Exercise — Each line containing the word "index" must be collected.

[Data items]

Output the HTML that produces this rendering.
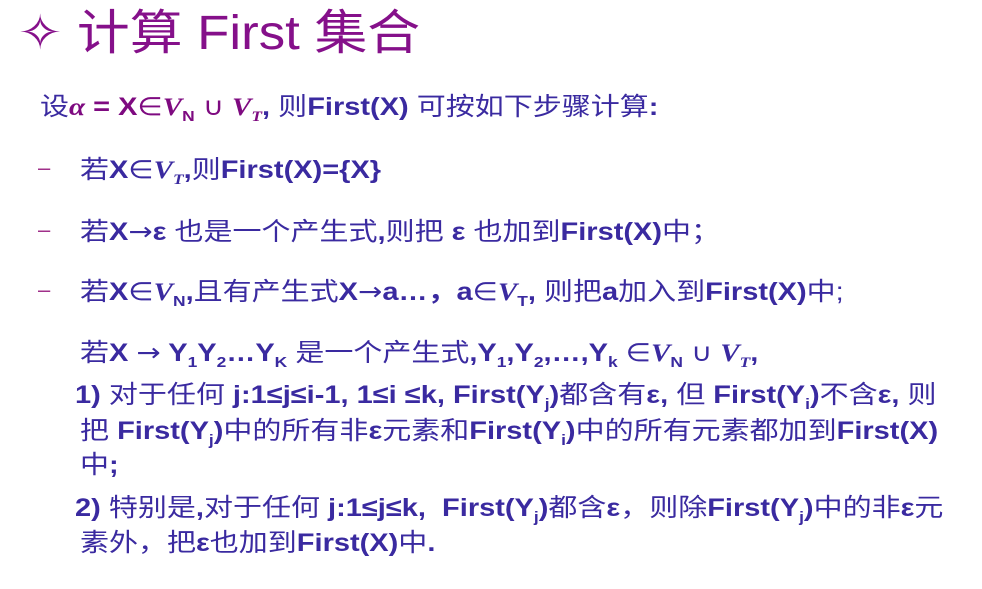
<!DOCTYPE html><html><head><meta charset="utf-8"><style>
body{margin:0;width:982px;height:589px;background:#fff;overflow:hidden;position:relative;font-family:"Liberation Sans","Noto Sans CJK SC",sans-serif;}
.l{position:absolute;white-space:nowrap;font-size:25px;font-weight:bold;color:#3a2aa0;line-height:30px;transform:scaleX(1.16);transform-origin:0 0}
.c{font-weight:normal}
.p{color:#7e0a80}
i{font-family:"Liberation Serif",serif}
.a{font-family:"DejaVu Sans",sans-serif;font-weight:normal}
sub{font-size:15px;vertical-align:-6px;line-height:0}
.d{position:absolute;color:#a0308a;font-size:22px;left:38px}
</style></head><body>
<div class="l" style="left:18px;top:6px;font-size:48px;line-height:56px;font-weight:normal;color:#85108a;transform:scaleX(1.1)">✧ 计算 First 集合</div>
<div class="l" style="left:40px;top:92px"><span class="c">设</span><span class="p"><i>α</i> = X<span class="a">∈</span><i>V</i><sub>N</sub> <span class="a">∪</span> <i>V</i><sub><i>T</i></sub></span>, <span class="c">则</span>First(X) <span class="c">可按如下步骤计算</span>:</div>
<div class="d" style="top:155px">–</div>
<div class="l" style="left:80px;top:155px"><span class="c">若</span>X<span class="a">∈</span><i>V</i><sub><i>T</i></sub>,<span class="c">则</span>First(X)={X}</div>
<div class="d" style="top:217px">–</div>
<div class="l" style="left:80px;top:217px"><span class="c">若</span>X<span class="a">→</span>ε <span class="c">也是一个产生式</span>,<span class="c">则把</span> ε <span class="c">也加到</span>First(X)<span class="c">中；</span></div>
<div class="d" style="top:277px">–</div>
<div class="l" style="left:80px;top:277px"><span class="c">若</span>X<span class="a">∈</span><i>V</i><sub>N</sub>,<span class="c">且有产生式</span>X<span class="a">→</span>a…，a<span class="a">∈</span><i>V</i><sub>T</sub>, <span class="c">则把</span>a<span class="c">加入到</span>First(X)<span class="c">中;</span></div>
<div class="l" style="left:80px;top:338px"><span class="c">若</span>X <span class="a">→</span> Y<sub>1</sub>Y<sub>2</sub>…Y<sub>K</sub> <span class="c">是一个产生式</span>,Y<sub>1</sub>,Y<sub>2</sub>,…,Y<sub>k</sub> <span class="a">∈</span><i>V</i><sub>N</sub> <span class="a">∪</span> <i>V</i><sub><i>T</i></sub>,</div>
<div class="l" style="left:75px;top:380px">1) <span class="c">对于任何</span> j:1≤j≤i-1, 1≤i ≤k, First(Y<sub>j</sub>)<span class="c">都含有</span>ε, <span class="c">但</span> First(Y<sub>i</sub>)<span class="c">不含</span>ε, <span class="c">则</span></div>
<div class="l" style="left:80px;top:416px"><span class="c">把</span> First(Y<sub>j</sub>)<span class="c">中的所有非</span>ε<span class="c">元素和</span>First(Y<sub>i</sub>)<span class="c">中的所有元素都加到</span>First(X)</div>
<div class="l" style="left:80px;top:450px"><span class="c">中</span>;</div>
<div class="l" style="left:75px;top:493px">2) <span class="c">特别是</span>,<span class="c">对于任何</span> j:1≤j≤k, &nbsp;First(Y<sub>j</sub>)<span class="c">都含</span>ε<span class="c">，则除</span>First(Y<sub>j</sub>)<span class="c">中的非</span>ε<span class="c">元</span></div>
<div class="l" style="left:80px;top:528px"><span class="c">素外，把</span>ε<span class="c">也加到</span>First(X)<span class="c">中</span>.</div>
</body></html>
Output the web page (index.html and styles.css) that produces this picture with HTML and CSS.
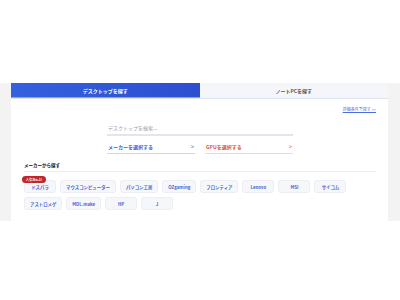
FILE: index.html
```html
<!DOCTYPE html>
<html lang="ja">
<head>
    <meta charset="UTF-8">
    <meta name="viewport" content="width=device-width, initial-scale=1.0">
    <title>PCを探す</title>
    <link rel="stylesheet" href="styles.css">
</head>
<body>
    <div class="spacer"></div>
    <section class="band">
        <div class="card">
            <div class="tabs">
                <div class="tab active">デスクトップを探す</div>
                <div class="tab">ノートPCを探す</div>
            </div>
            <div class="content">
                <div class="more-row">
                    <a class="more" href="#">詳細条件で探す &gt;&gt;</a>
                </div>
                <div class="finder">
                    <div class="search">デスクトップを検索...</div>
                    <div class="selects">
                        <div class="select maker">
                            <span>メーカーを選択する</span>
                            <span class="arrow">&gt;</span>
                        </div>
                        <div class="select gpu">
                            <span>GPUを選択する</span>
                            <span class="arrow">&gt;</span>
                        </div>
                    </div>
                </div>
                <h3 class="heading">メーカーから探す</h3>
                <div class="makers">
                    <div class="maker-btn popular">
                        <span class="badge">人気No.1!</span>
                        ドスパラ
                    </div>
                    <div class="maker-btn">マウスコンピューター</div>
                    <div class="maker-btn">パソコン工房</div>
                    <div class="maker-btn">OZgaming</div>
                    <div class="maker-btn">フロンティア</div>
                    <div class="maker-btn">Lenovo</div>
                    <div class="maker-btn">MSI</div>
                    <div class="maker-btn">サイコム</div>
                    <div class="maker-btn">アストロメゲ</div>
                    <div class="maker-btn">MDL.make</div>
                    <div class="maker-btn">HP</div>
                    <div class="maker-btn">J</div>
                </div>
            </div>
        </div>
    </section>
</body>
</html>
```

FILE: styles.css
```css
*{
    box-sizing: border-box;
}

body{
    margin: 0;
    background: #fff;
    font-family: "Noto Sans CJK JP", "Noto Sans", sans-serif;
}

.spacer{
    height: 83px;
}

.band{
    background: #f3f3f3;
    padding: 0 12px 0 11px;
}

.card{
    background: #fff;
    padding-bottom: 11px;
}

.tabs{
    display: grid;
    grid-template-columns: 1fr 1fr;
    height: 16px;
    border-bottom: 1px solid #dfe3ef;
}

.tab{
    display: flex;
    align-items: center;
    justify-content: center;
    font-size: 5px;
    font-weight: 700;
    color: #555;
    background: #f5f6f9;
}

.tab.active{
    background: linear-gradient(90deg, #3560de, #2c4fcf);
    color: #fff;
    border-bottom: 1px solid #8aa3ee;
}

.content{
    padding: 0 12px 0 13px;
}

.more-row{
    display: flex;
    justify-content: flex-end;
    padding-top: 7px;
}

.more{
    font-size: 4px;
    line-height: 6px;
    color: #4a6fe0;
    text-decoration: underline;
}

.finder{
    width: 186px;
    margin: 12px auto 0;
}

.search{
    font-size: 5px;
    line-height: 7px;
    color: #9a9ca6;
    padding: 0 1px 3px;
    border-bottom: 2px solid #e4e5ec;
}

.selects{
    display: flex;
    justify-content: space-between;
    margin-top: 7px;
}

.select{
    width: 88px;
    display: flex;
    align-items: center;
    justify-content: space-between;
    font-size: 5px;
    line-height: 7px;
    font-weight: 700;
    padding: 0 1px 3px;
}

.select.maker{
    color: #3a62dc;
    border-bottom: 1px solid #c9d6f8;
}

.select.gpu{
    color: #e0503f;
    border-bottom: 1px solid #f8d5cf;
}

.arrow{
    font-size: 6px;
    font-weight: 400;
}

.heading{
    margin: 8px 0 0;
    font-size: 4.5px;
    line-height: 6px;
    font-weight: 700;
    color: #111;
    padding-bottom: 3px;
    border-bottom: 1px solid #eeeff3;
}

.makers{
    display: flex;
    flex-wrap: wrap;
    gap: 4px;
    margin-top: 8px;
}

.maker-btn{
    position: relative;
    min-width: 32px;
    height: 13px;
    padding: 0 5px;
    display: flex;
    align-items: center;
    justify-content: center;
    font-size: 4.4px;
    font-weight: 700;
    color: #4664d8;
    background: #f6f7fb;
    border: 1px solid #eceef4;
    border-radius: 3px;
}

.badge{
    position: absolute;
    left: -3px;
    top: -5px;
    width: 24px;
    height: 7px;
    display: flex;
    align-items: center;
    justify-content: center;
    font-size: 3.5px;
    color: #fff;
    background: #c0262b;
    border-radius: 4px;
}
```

Expected answer —
Output the web page (index.html and styles.css) that produces this picture with HTML and CSS.
FILE: index.html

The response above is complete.